Los mexicanos no se han despojado de sus máscaras ni de su pasión por la sangre. El perverso Huichilopochtli sigue reinando y México vuelve a ser lo que fue: un presente en el que lo insospechado y el pasado se fusionan. No me pareció casual el hallazgo del Huei Tzompantli en el Templo Mayor de los mexicas, altar donde se apilaban o empalaban las cabezas aún sanguinolentas de las víctimas: amontonar cráneos es costumbre vigente y tolerada, para nuestra desgracia.
No lo imaginaron los liberales del XIX; tampoco los ateneistas y ni siquiera las más cercanas generaciones de intelectuales, como la de Octavio Paz, que en pleno siglo XXI, cuando más se nos atiborra de discursos por la democracia, y los partidos políticos se han convertido en una de las mayores lacras. Si, jamás hubieran creído que la población remontaría su tendencia ritual y una vez más, como suele suceder casi de manera cíclica, repetiría, asimilado, lo peor de sus antepasados.

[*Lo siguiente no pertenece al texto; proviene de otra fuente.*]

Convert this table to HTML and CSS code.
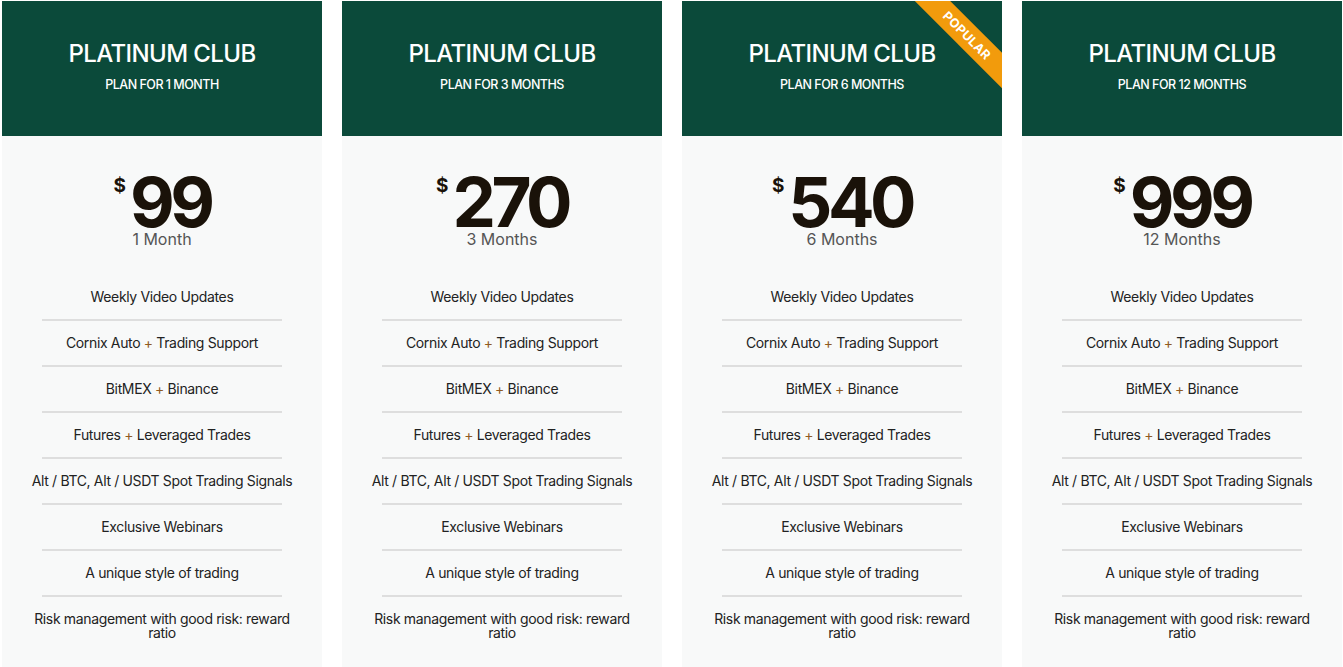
FILE: index.html
```html
<!DOCTYPE html>
<html lang="en">
<head>
<meta charset="utf-8">
<title>Platinum Club Plans</title>
<link rel="stylesheet" href="styles.css">
</head>
<body>
<div class="plans">
  <div class="plan">
    <div class="plan-head">
      <h2 class="plan-title">PLATINUM CLUB</h2>
      <p class="plan-sub">PLAN FOR 1 MONTH</p>
    </div>
    <div class="plan-body">
      <div class="price"><span class="cur">$</span><span class="amt">99</span></div>
      <div class="period">1 Month</div>
      <ul class="features">
        <li>Weekly Video Updates</li>
        <li>Cornix Auto <span class="plus">+</span> Trading Support</li>
        <li>BitMEX <span class="plus">+</span> Binance</li>
        <li>Futures <span class="plus">+</span> Leveraged Trades</li>
        <li>Alt / BTC, Alt / USDT Spot Trading Signals</li>
        <li>Exclusive Webinars</li>
        <li>A unique style of trading</li>
        <li>Risk management with good risk: reward ratio</li>
      </ul>
      <a class="btn" href="#" aria-label="Buy Now"></a>
    </div>
  </div>
  <div class="plan">
    <div class="plan-head">
      <h2 class="plan-title">PLATINUM CLUB</h2>
      <p class="plan-sub">PLAN FOR 3 MONTHS</p>
    </div>
    <div class="plan-body">
      <div class="price"><span class="cur">$</span><span class="amt">270</span></div>
      <div class="period">3 Months</div>
      <ul class="features">
        <li>Weekly Video Updates</li>
        <li>Cornix Auto <span class="plus">+</span> Trading Support</li>
        <li>BitMEX <span class="plus">+</span> Binance</li>
        <li>Futures <span class="plus">+</span> Leveraged Trades</li>
        <li>Alt / BTC, Alt / USDT Spot Trading Signals</li>
        <li>Exclusive Webinars</li>
        <li>A unique style of trading</li>
        <li>Risk management with good risk: reward ratio</li>
      </ul>
      <a class="btn" href="#" aria-label="Buy Now"></a>
    </div>
  </div>
  <div class="plan">
    <div class="ribbon">POPULAR</div>
    <div class="plan-head">
      <h2 class="plan-title">PLATINUM CLUB</h2>
      <p class="plan-sub">PLAN FOR 6 MONTHS</p>
    </div>
    <div class="plan-body">
      <div class="price"><span class="cur">$</span><span class="amt">540</span></div>
      <div class="period">6 Months</div>
      <ul class="features">
        <li>Weekly Video Updates</li>
        <li>Cornix Auto <span class="plus">+</span> Trading Support</li>
        <li>BitMEX <span class="plus">+</span> Binance</li>
        <li>Futures <span class="plus">+</span> Leveraged Trades</li>
        <li>Alt / BTC, Alt / USDT Spot Trading Signals</li>
        <li>Exclusive Webinars</li>
        <li>A unique style of trading</li>
        <li>Risk management with good risk: reward ratio</li>
      </ul>
      <a class="btn" href="#" aria-label="Buy Now"></a>
    </div>
  </div>
  <div class="plan">
    <div class="plan-head">
      <h2 class="plan-title">PLATINUM CLUB</h2>
      <p class="plan-sub">PLAN FOR 12 MONTHS</p>
    </div>
    <div class="plan-body">
      <div class="price"><span class="cur">$</span><span class="amt">999</span></div>
      <div class="period">12 Months</div>
      <ul class="features">
        <li>Weekly Video Updates</li>
        <li>Cornix Auto <span class="plus">+</span> Trading Support</li>
        <li>BitMEX <span class="plus">+</span> Binance</li>
        <li>Futures <span class="plus">+</span> Leveraged Trades</li>
        <li>Alt / BTC, Alt / USDT Spot Trading Signals</li>
        <li>Exclusive Webinars</li>
        <li>A unique style of trading</li>
        <li>Risk management with good risk: reward ratio</li>
      </ul>
      <a class="btn" href="#" aria-label="Buy Now"></a>
    </div>
  </div>
</div>
</body>
</html>
```

FILE: styles.css
```css
* { box-sizing: border-box; }

html, body {
  margin: 0;
  background: #ffffff;
  font-family: Inter, "Noto Sans", sans-serif;
  color: #222222;
}

body {
  padding: 1px 1px 0 2px;
  overflow: hidden;
  height: 667px;
}

.plans {
  display: grid;
  grid-template-columns: repeat(4, 320px);
  gap: 20px;
}

.plan {
  position: relative;
  overflow: hidden;
  background: #f8f9f9;
}

.plan-head {
  background: #0b4a3a;
  height: 135px;
  padding-top: 39px;
  text-align: center;
  color: #ffffff;
}

.plan-title {
  margin: 0;
  font-size: 24px;
  line-height: 28px;
  font-weight: 500;
  letter-spacing: -0.6px;
}

.plan-sub {
  margin: 9px 0 0;
  font-size: 12.5px;
  line-height: 16px;
  font-weight: 500;
  letter-spacing: -0.5px;
}

.ribbon {
  position: absolute;
  top: 22px;
  left: 215px;
  width: 140px;
  height: 25px;
  line-height: 25px;
  background: #f29b0c;
  color: #ffffff;
  font-size: 12.5px;
  font-weight: 700;
  text-align: center;
  letter-spacing: 0.3px;
  transform: rotate(45deg);
  z-index: 2;
}

.plan-body {
  padding-top: 38px;
  text-align: center;
}

.price {
  display: flex;
  justify-content: center;
  align-items: flex-start;
  color: #1a1209;
  height: 56px;
}

.cur {
  font-size: 19px;
  line-height: 19px;
  font-weight: 700;
  margin-top: 2px;
  margin-right: 4px;
}

.amt {
  font-size: 69px;
  line-height: 56px;
  font-weight: 700;
  letter-spacing: -4.5px;
}

.period {
  margin-top: -1px;
  font-size: 16px;
  line-height: 20px;
  color: #555555;
}

.features {
  list-style: none;
  margin: 26px 0 0;
  padding: 0 20px;
}

.features li {
  position: relative;
  padding: 15px 0 17px;
  font-size: 14px;
  line-height: 14px;
  color: #222222;
  letter-spacing: -0.35px;
}

.features li::after {
  content: "";
  position: absolute;
  left: 20px;
  right: 20px;
  bottom: 0;
  height: 2px;
  background: #dedede;
}

.features li:last-child::after {
  display: none;
}

.plus {
  color: #8f5a22;
}

.btn {
  display: block;
  width: 146px;
  height: 44px;
  margin: 10px auto 0;
  background: #eeeeee;
  border-radius: 4px;
  text-decoration: none;
}
```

Nuestro enigma ancestral, cifrado por el serpentear de la culebra, ha burlado ideologías, invasiones, credos…, para reptar en libertad. Siempre culebra, muerde y envenena. Nadie la detiene. Nadie la doblega. Aparece en las piedras labradas y, con sus fauces encontradas, sigue dominando nuestras vidas. Hay que reconocer que ratas, como se dice ratas, no se registran en los códices porque su plaga es uno de los agregados a las porquerías contemporáneas. La aparición de los caníbales no es sorpresiva en este pudridero en que se ha convertido el país. Es un paso adelante. Es lo que sigue y lo que anticipa el mayor descenso moral de nuestra historia.